= To do =
Your task is to output the data exactly as it stands.

= Data block =
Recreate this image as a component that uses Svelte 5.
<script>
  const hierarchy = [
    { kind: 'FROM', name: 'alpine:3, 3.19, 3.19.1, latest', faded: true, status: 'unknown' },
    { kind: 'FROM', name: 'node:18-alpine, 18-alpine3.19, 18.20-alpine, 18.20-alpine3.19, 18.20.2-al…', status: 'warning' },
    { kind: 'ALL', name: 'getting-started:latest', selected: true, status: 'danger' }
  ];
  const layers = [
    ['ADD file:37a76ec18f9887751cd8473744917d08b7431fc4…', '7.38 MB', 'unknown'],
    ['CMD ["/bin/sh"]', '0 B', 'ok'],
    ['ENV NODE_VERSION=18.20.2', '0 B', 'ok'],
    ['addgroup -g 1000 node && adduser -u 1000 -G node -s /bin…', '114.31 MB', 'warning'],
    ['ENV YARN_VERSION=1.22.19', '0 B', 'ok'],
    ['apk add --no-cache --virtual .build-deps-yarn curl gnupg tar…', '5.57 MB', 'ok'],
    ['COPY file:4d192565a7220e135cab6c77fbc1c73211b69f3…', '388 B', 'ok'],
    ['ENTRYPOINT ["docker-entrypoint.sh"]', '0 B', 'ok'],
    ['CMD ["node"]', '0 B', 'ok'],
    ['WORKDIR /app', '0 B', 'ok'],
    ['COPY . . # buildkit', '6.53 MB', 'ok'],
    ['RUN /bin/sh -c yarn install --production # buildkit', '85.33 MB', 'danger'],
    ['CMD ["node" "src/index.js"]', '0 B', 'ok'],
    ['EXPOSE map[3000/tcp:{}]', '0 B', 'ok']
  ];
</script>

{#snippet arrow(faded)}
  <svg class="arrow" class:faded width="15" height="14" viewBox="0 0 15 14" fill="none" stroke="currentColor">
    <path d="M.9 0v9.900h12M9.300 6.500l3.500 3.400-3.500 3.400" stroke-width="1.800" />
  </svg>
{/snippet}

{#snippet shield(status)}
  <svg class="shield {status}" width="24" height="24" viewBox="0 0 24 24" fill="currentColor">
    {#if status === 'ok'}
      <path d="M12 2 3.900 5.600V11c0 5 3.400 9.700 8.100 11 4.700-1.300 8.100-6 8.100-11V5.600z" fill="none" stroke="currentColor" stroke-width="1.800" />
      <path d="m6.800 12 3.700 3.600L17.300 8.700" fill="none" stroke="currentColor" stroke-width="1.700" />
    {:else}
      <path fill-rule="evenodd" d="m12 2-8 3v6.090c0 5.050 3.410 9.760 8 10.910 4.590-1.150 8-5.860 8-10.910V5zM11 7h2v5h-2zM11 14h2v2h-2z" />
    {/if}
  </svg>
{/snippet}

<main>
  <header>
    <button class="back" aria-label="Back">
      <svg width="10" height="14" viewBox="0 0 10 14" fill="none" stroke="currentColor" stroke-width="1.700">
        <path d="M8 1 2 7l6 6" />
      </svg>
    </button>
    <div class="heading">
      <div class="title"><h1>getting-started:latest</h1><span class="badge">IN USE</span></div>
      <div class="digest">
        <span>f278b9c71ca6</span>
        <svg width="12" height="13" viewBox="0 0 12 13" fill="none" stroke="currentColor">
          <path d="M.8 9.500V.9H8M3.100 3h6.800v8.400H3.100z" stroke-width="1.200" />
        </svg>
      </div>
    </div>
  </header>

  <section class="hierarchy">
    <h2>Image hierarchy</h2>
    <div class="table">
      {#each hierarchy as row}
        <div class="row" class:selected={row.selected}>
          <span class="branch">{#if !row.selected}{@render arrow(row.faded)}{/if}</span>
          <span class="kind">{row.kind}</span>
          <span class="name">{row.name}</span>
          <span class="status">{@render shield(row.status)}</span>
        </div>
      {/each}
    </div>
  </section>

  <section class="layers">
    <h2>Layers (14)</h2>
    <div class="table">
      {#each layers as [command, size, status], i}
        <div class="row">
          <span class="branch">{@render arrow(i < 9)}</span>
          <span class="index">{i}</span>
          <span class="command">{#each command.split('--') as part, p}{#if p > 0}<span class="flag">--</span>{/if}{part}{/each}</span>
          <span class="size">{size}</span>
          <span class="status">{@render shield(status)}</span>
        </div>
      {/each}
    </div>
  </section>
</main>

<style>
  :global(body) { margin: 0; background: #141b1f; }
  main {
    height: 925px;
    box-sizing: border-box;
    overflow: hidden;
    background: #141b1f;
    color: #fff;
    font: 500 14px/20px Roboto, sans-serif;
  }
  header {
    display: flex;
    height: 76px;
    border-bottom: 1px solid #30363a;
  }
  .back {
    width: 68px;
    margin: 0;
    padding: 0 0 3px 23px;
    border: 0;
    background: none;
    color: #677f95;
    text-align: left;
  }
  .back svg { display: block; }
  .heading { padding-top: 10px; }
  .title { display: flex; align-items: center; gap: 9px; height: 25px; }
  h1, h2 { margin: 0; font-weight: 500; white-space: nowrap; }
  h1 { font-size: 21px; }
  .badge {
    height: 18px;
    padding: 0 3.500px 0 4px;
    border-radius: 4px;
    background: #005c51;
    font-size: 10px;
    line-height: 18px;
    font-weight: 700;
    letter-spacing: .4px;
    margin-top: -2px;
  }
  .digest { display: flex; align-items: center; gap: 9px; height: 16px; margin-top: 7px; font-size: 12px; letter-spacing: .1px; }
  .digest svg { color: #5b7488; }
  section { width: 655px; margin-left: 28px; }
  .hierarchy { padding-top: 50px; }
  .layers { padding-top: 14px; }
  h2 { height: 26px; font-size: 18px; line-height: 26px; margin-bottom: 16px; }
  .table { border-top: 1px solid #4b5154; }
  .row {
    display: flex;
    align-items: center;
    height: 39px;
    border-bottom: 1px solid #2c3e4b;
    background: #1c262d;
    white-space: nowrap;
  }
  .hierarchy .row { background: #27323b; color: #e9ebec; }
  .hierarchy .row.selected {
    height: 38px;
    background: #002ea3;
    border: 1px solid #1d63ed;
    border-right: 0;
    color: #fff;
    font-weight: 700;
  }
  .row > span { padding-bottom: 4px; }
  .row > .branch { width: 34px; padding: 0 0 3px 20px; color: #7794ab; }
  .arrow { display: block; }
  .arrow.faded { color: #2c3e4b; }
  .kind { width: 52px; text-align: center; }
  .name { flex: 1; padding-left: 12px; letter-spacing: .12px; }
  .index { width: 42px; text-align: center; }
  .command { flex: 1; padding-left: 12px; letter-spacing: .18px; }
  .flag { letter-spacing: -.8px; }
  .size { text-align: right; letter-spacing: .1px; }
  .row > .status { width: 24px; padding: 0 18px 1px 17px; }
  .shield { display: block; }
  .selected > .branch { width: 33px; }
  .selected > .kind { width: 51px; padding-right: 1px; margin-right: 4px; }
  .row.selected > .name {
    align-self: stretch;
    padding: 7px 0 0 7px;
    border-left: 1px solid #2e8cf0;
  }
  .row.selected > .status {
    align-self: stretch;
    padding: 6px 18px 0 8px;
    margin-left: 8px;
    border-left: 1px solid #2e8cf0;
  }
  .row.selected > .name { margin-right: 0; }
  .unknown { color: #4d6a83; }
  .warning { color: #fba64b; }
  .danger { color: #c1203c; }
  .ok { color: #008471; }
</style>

= Response to this exercise =
Recreate this image as a component that uses Svelte 5.
<script>
  const hierarchy = [
    { kind: 'FROM', name: 'alpine:3, 3.19, 3.19.1, latest', faded: true, status: 'unknown' },
    { kind: 'FROM', name: 'node:18-alpine, 18-alpine3.19, 18.20-alpine, 18.20-alpine3.19, 18.20.2-al…', status: 'warning' },
    { kind: 'ALL', name: 'getting-started:latest', selected: true, status: 'danger' }
  ];
  const layers = [
    ['ADD file:37a76ec18f9887751cd8473744917d08b7431fc4…', '7.38 MB', 'unknown'],
    ['CMD ["/bin/sh"]', '0 B', 'ok'],
    ['ENV NODE_VERSION=18.20.2', '0 B', 'ok'],
    ['addgroup -g 1000 node && adduser -u 1000 -G node -s /bin…', '114.31 MB', 'warning'],
    ['ENV YARN_VERSION=1.22.19', '0 B', 'ok'],
    ['apk add --no-cache --virtual .build-deps-yarn curl gnupg tar…', '5.57 MB', 'ok'],
    ['COPY file:4d192565a7220e135cab6c77fbc1c73211b69f3…', '388 B', 'ok'],
    ['ENTRYPOINT ["docker-entrypoint.sh"]', '0 B', 'ok'],
    ['CMD ["node"]', '0 B', 'ok'],
    ['WORKDIR /app', '0 B', 'ok'],
    ['COPY . . # buildkit', '6.53 MB', 'ok'],
    ['RUN /bin/sh -c yarn install --production # buildkit', '85.33 MB', 'danger'],
    ['CMD ["node" "src/index.js"]', '0 B', 'ok'],
    ['EXPOSE map[3000/tcp:{}]', '0 B', 'ok']
  ];
</script>

{#snippet arrow(faded)}
  <svg class="arrow" class:faded width="15" height="14" viewBox="0 0 15 14" fill="none" stroke="currentColor">
    <path d="M.9 0v9.900h12M9.300 6.500l3.500 3.400-3.500 3.400" stroke-width="1.800" />
  </svg>
{/snippet}

{#snippet shield(status)}
  <svg class="shield {status}" width="24" height="24" viewBox="0 0 24 24" fill="currentColor">
    {#if status === 'ok'}
      <path d="M12 2 3.900 5.600V11c0 5 3.400 9.700 8.100 11 4.700-1.300 8.100-6 8.100-11V5.600z" fill="none" stroke="currentColor" stroke-width="1.800" />
      <path d="m6.800 12 3.700 3.600L17.300 8.700" fill="none" stroke="currentColor" stroke-width="1.700" />
    {:else}
      <path fill-rule="evenodd" d="m12 2-8 3v6.090c0 5.050 3.410 9.760 8 10.910 4.590-1.150 8-5.860 8-10.910V5zM11 7h2v5h-2zM11 14h2v2h-2z" />
    {/if}
  </svg>
{/snippet}

<main>
  <header>
    <button class="back" aria-label="Back">
      <svg width="10" height="14" viewBox="0 0 10 14" fill="none" stroke="currentColor" stroke-width="1.700">
        <path d="M8 1 2 7l6 6" />
      </svg>
    </button>
    <div class="heading">
      <div class="title"><h1>getting-started:latest</h1><span class="badge">IN USE</span></div>
      <div class="digest">
        <span>f278b9c71ca6</span>
        <svg width="12" height="13" viewBox="0 0 12 13" fill="none" stroke="currentColor">
          <path d="M.8 9.500V.9H8M3.100 3h6.800v8.400H3.100z" stroke-width="1.200" />
        </svg>
      </div>
    </div>
  </header>

  <section class="hierarchy">
    <h2>Image hierarchy</h2>
    <div class="table">
      {#each hierarchy as row}
        <div class="row" class:selected={row.selected}>
          <span class="branch">{#if !row.selected}{@render arrow(row.faded)}{/if}</span>
          <span class="kind">{row.kind}</span>
          <span class="name">{row.name}</span>
          <span class="status">{@render shield(row.status)}</span>
        </div>
      {/each}
    </div>
  </section>

  <section class="layers">
    <h2>Layers (14)</h2>
    <div class="table">
      {#each layers as [command, size, status], i}
        <div class="row">
          <span class="branch">{@render arrow(i < 9)}</span>
          <span class="index">{i}</span>
          <span class="command">{#each command.split('--') as part, p}{#if p > 0}<span class="flag">--</span>{/if}{part}{/each}</span>
          <span class="size">{size}</span>
          <span class="status">{@render shield(status)}</span>
        </div>
      {/each}
    </div>
  </section>
</main>

<style>
  :global(body) { margin: 0; background: #141b1f; }
  main {
    height: 925px;
    box-sizing: border-box;
    overflow: hidden;
    background: #141b1f;
    color: #fff;
    font: 500 14px/20px Roboto, sans-serif;
  }
  header {
    display: flex;
    height: 76px;
    border-bottom: 1px solid #30363a;
  }
  .back {
    width: 68px;
    margin: 0;
    padding: 0 0 3px 23px;
    border: 0;
    background: none;
    color: #677f95;
    text-align: left;
  }
  .back svg { display: block; }
  .heading { padding-top: 10px; }
  .title { display: flex; align-items: center; gap: 9px; height: 25px; }
  h1, h2 { margin: 0; font-weight: 500; white-space: nowrap; }
  h1 { font-size: 21px; }
  .badge {
    height: 18px;
    padding: 0 3.500px 0 4px;
    border-radius: 4px;
    background: #005c51;
    font-size: 10px;
    line-height: 18px;
    font-weight: 700;
    letter-spacing: .4px;
    margin-top: -2px;
  }
  .digest { display: flex; align-items: center; gap: 9px; height: 16px; margin-top: 7px; font-size: 12px; letter-spacing: .1px; }
  .digest svg { color: #5b7488; }
  section { width: 655px; margin-left: 28px; }
  .hierarchy { padding-top: 50px; }
  .layers { padding-top: 14px; }
  h2 { height: 26px; font-size: 18px; line-height: 26px; margin-bottom: 16px; }
  .table { border-top: 1px solid #4b5154; }
  .row {
    display: flex;
    align-items: center;
    height: 39px;
    border-bottom: 1px solid #2c3e4b;
    background: #1c262d;
    white-space: nowrap;
  }
  .hierarchy .row { background: #27323b; color: #e9ebec; }
  .hierarchy .row.selected {
    height: 38px;
    background: #002ea3;
    border: 1px solid #1d63ed;
    border-right: 0;
    color: #fff;
    font-weight: 700;
  }
  .row > span { padding-bottom: 4px; }
  .row > .branch { width: 34px; padding: 0 0 3px 20px; color: #7794ab; }
  .arrow { display: block; }
  .arrow.faded { color: #2c3e4b; }
  .kind { width: 52px; text-align: center; }
  .name { flex: 1; padding-left: 12px; letter-spacing: .12px; }
  .index { width: 42px; text-align: center; }
  .command { flex: 1; padding-left: 12px; letter-spacing: .18px; }
  .flag { letter-spacing: -.8px; }
  .size { text-align: right; letter-spacing: .1px; }
  .row > .status { width: 24px; padding: 0 18px 1px 17px; }
  .shield { display: block; }
  .selected > .branch { width: 33px; }
  .selected > .kind { width: 51px; padding-right: 1px; margin-right: 4px; }
  .row.selected > .name {
    align-self: stretch;
    padding: 7px 0 0 7px;
    border-left: 1px solid #2e8cf0;
  }
  .row.selected > .status {
    align-self: stretch;
    padding: 6px 18px 0 8px;
    margin-left: 8px;
    border-left: 1px solid #2e8cf0;
  }
  .row.selected > .name { margin-right: 0; }
  .unknown { color: #4d6a83; }
  .warning { color: #fba64b; }
  .danger { color: #c1203c; }
  .ok { color: #008471; }
</style>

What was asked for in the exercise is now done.